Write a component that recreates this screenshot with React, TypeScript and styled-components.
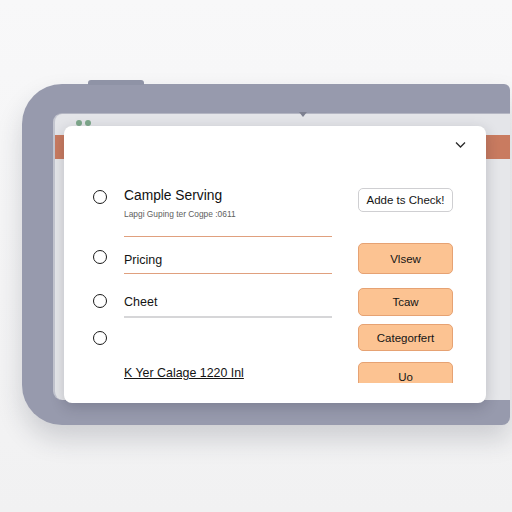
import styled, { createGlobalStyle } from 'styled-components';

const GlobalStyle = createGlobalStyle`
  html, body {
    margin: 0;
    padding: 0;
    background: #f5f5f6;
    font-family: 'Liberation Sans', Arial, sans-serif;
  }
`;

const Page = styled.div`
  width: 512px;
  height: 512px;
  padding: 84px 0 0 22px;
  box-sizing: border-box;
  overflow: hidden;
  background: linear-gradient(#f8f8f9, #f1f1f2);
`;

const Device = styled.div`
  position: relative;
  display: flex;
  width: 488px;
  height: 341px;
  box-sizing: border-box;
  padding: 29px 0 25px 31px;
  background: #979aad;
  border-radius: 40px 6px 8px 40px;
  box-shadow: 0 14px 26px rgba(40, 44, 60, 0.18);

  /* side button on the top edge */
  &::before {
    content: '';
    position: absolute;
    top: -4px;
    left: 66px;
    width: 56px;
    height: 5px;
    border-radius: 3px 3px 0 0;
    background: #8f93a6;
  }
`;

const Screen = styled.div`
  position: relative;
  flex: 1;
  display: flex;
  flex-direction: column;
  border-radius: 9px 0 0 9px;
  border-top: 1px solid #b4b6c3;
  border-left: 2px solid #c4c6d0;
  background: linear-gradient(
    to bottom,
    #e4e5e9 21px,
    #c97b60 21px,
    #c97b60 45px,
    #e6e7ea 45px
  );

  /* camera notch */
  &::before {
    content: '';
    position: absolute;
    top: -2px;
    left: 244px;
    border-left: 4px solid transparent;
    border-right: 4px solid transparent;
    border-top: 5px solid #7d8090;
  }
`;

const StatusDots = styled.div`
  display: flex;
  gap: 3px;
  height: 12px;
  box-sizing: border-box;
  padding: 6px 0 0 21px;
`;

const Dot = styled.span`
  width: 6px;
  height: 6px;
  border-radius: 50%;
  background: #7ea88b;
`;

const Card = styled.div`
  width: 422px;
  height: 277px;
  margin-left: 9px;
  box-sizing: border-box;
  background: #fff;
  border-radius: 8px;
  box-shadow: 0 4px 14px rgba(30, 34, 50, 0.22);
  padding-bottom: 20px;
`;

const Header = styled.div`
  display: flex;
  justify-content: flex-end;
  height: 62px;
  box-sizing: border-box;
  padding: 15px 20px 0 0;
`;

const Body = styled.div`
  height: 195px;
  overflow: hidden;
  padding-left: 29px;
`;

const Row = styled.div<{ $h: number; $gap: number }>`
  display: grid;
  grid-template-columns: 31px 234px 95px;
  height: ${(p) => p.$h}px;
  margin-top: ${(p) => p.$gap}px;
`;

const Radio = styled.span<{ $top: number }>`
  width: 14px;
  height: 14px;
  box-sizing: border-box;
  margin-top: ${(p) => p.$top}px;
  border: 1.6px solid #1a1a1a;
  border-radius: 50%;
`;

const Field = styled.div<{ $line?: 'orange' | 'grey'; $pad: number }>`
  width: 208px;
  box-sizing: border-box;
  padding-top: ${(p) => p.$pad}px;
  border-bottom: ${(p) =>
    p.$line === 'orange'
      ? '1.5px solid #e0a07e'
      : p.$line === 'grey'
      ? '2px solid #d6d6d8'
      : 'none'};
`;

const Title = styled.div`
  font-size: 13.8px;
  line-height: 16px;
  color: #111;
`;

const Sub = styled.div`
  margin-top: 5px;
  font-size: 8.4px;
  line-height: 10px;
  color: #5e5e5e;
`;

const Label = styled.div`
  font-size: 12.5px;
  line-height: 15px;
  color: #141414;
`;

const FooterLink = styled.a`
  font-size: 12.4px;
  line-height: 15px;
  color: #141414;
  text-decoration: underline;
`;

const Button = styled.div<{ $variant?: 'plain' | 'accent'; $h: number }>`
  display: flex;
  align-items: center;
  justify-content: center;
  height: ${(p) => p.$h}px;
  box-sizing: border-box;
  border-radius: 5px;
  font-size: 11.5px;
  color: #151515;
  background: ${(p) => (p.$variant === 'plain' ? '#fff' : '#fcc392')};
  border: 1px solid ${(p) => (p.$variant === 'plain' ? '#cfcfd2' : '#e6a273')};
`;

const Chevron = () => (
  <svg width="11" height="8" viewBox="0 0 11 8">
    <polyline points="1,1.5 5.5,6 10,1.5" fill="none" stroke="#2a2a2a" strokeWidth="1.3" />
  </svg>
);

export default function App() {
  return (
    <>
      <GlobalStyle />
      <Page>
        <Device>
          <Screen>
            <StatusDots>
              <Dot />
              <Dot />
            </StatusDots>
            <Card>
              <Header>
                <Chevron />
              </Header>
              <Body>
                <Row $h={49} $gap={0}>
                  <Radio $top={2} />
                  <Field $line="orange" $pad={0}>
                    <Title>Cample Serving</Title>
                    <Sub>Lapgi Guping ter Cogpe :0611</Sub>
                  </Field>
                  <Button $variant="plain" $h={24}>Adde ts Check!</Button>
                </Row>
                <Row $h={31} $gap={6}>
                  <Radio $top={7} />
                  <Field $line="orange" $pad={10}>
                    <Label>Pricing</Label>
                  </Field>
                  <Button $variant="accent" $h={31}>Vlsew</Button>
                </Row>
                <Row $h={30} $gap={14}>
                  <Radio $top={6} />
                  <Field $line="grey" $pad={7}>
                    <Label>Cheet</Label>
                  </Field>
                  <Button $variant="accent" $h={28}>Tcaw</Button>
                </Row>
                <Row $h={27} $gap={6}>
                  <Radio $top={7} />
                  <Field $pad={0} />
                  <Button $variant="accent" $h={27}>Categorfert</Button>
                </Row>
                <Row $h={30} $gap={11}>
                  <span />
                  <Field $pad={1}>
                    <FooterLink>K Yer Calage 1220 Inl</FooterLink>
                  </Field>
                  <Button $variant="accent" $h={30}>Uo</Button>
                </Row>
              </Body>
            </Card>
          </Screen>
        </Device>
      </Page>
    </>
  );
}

▶ _Task requirements_
Print the data above verbatim from the first line through the line holding "box-shadow: 0 14px", leaving every picture out.

▶ _Answer_
Write a component that recreates this screenshot with React, TypeScript and styled-components.
import styled, { createGlobalStyle } from 'styled-components';

const GlobalStyle = createGlobalStyle`
  html, body {
    margin: 0;
    padding: 0;
    background: #f5f5f6;
    font-family: 'Liberation Sans', Arial, sans-serif;
  }
`;

const Page = styled.div`
  width: 512px;
  height: 512px;
  padding: 84px 0 0 22px;
  box-sizing: border-box;
  overflow: hidden;
  background: linear-gradient(#f8f8f9, #f1f1f2);
`;

const Device = styled.div`
  position: relative;
  display: flex;
  width: 488px;
  height: 341px;
  box-sizing: border-box;
  padding: 29px 0 25px 31px;
  background: #979aad;
  border-radius: 40px 6px 8px 40px;
  box-shadow: 0 14px 26px rgba(40, 44, 60, 0.18);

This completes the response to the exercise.